* [DIRECTIONS FOR THIS TASK]: Say how many lines contain the word "Tailwind". Only the number should be given.

☆ ☆ ☆ ☆

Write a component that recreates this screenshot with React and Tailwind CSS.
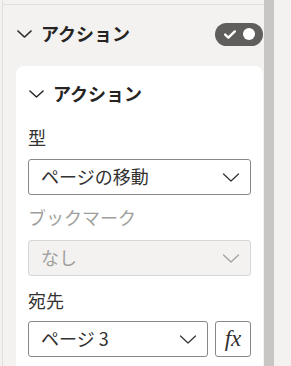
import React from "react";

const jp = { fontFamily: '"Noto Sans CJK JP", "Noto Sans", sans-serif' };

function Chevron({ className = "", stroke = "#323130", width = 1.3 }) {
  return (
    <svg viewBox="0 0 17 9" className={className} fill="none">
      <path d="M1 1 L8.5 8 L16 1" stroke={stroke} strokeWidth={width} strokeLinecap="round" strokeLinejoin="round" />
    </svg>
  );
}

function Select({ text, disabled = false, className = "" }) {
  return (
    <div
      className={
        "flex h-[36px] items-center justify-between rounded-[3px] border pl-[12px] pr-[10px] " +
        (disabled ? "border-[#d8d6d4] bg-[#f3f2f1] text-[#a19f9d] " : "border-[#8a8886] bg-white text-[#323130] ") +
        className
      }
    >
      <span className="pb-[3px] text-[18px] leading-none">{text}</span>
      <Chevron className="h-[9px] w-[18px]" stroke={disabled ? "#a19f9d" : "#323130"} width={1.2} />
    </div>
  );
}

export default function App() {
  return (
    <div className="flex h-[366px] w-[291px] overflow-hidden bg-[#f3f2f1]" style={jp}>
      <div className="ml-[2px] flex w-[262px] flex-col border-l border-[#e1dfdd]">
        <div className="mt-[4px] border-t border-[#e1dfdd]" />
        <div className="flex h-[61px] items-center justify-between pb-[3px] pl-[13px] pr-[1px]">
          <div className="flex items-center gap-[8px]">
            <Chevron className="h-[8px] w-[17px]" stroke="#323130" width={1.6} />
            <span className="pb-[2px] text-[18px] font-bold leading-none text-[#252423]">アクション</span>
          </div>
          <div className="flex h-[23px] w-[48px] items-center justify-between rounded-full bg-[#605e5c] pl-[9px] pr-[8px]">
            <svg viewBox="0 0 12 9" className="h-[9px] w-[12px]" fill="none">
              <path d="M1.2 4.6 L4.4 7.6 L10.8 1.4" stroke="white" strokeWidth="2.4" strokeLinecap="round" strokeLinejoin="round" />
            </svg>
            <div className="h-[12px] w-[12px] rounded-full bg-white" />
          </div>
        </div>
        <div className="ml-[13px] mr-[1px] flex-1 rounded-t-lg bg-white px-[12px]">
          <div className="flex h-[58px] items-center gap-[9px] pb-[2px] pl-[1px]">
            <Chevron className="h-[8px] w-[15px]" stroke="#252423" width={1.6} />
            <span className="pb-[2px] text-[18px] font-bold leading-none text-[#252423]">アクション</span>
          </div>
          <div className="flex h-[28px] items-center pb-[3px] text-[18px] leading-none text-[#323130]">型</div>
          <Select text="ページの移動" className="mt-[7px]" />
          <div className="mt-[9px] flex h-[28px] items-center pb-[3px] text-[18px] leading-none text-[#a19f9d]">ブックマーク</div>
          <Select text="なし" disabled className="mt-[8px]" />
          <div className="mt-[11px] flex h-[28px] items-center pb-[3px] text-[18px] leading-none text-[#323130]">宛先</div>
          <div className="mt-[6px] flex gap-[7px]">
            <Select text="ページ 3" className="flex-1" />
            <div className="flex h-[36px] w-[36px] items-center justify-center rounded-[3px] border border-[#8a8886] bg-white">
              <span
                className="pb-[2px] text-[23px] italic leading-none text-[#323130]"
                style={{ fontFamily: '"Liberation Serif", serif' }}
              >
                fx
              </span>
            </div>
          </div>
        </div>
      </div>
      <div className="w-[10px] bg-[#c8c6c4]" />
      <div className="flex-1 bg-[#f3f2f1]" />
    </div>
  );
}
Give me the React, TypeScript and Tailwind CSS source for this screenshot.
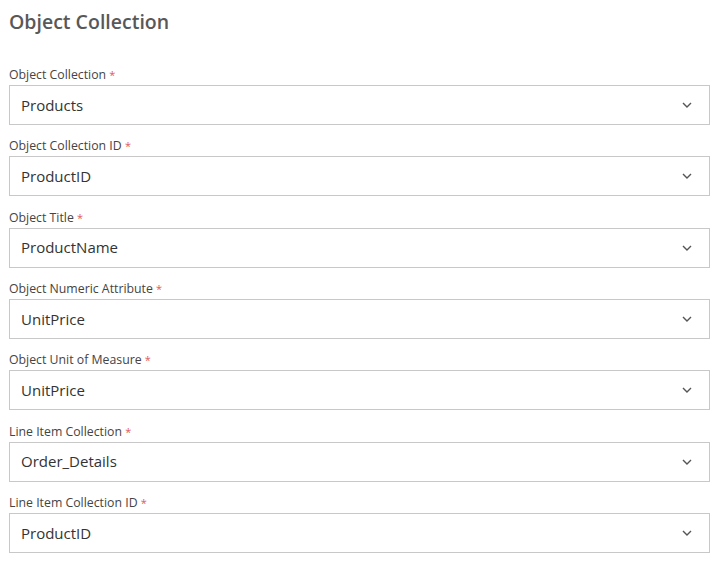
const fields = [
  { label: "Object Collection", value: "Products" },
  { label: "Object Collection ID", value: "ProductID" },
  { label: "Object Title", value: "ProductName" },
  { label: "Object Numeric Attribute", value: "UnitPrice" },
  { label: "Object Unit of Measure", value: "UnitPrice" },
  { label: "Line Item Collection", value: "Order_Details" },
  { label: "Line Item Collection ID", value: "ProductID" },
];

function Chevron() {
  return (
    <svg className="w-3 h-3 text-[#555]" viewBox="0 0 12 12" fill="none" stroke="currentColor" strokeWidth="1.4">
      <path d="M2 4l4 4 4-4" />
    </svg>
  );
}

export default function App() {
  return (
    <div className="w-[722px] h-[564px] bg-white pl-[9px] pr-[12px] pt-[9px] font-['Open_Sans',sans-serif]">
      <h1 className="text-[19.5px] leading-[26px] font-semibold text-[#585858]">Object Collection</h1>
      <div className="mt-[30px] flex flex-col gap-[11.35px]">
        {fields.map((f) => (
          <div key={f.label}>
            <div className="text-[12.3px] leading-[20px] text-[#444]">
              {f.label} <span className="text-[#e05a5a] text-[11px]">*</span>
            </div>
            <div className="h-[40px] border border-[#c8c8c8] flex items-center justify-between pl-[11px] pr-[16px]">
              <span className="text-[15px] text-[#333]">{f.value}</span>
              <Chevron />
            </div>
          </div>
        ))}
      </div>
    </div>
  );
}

☆ ☆ ☆ ☆

* [EXERCISE ANSWER]: 2